Respondent has re-submitted the Cipriano, Apodaca and Wager materials to District Attorney Steve Cooley, Esq. The response, in pertinent part, is as follows: "After careful review by both the investigative and legal staff of all of the materials you provided, it was determined that your concerns fall more appropriately within the jurisdiction of the Federal Bureau of Investigation. Since the information you provided alleges potential crimes which occurred in California and other states, in addition to wrong-doing by practicing attorneys, the aforementioned organization is best equipped to investigate these issues."
These "issues" have also been the subject of two complaints to the California State Bar by my former clients Michael Pattinson and Keith Henson. This year, the State Bar responded to each of them. For example, on August 3, 2001, State Bar Investigator Rose Sandoval wrote to Keith Henson and stating, "The State Bar of California has evaluated your allegations of professional misconduct against Kendrick L. Moxon. After careful review, we have decided to close this matter because there is insufficient evidence to establish that professional misconduct was committed." Prior to writing that letter, Ms. Sandoval contacted Respondent as to whether Robert Cipriano would be available to meet with her. Mr. Cipriano's response was that he would be happy to come to California and provide a deposition in this pending matter. The deposition could be used for trial herein and by Ms. Sandoval in connection with the Pattinson and Henson complaints. The State Bar refused to do this. Subsequently, Ms.Sandoval denied that she had initially told Mr. Henson that the Wager deposition transcript was "a smoking gun." Lawyers Gerner, Wager, Moxon, Abelson, Kobrin, Paquette, Byrnes, Drescher and Lenske then successfully moved the State Bar Court, acting in excess of its jurisdiction, to bar any discovery herein by Respondent unless, in connection with each item of discovery he wanted, he first filed a motion seeking judicial permission upon a showing of good cause.
On April 3, 2001, William W. Davis, Esq., Special Assistant to the Chief Trial Counsel (Michael Nisperos, Esq.) wrote to Respondent rejecting any suggestion of misconduct by California lawyers Donald Wager, Elliot Abelson, Kendrick L.Moxon and others. He stated, "Further, allegations of misconduct you have made in the past involving attorneys representing the Church of Scientology were fully investigated by the Office of the Chief Trial Counsel and the files were thereafter closed. Your current assertion, that the Office is allegedly ignoring on-going criminal conduct by the church's attorneys, while at the same time pursuing you in a disciplinary proceeding, is equally lacking in merit."

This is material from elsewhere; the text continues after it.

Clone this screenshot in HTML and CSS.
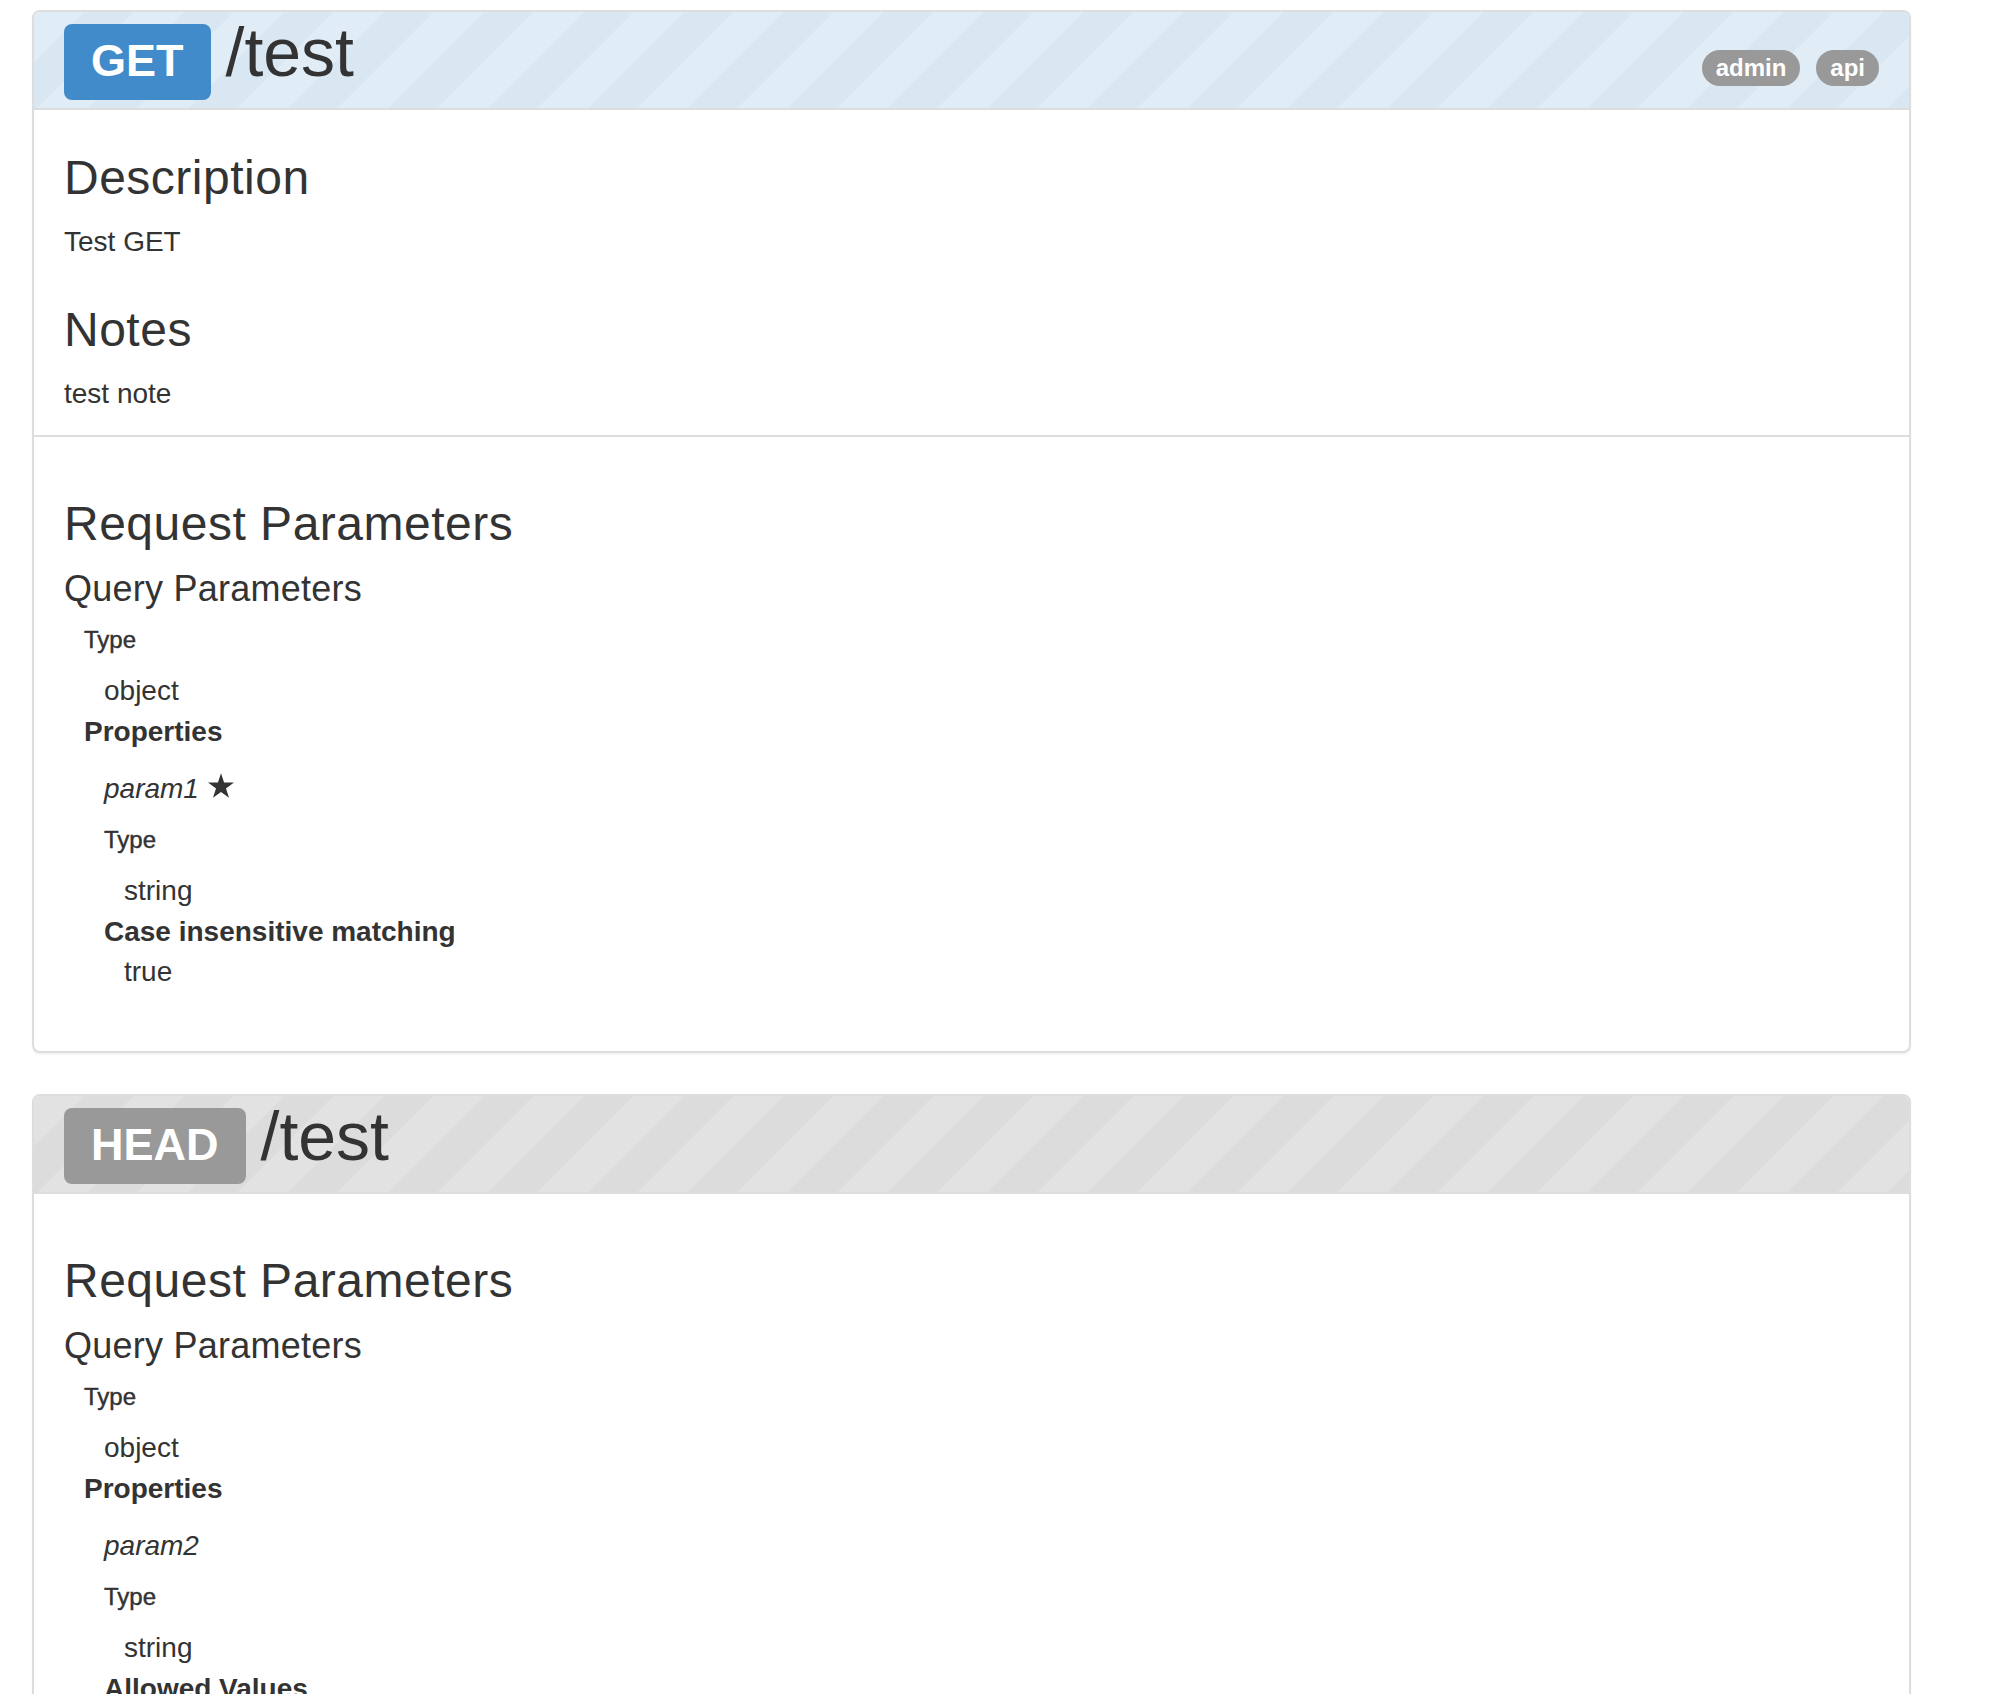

Clearly, the Church of Scientology has hi-jacked the legal system and crashed it through the constitution. The scientology enterprise has hired powerful, greedy and amoral downtown lawyers to further its subversive psycho-terrorism against those who would impede its terrible agenda. Irrefutably, this State Bar proceeding was initiated and pressured by the most despicable and dirtiest of inequitable hands. Indeed, this State Bar proceeding disgraces every ethic that the State Bar of California has ever claimed to enforce. It defies law and justice. It condones and encourages crime and injustice.
No doubt coincidentally, the new President of the California State Bar, Karen Nobumoto, is a Deputy District Attorney who used to work for Gil Garcetti (the Los Angeles District Attorney who, for "political reasons", also refused to investigate and prosecute Eugene Ingram, Kendrick Moxon, Donald Wager, Elliot Abelson and the rest of the crooked band of out-lawyers, who are waging war upon the fundamental concept of equal justice before the law). William Shakespeare put it best, "Oh what a tangled web we weave when first we practice to deceive."
On October 9, 2001, California State Bar Deputy Trial Counsels Goldade and Hernandez represented that this prosecution was being supervised high up in the State Bar hierarchy. It is not yet known exactly why and how the senior hierarchy of the California State Bar have become accomplices harboring crooked California lawyers engaging in such widespread serious felonies and other crimes. However, the reasons are immaterial. To paraphrase Benjamin Franklin, those who give up another's "…essential liberty to obtain a little temporary safety for themselves, deserve neither liberty nor safety themselves."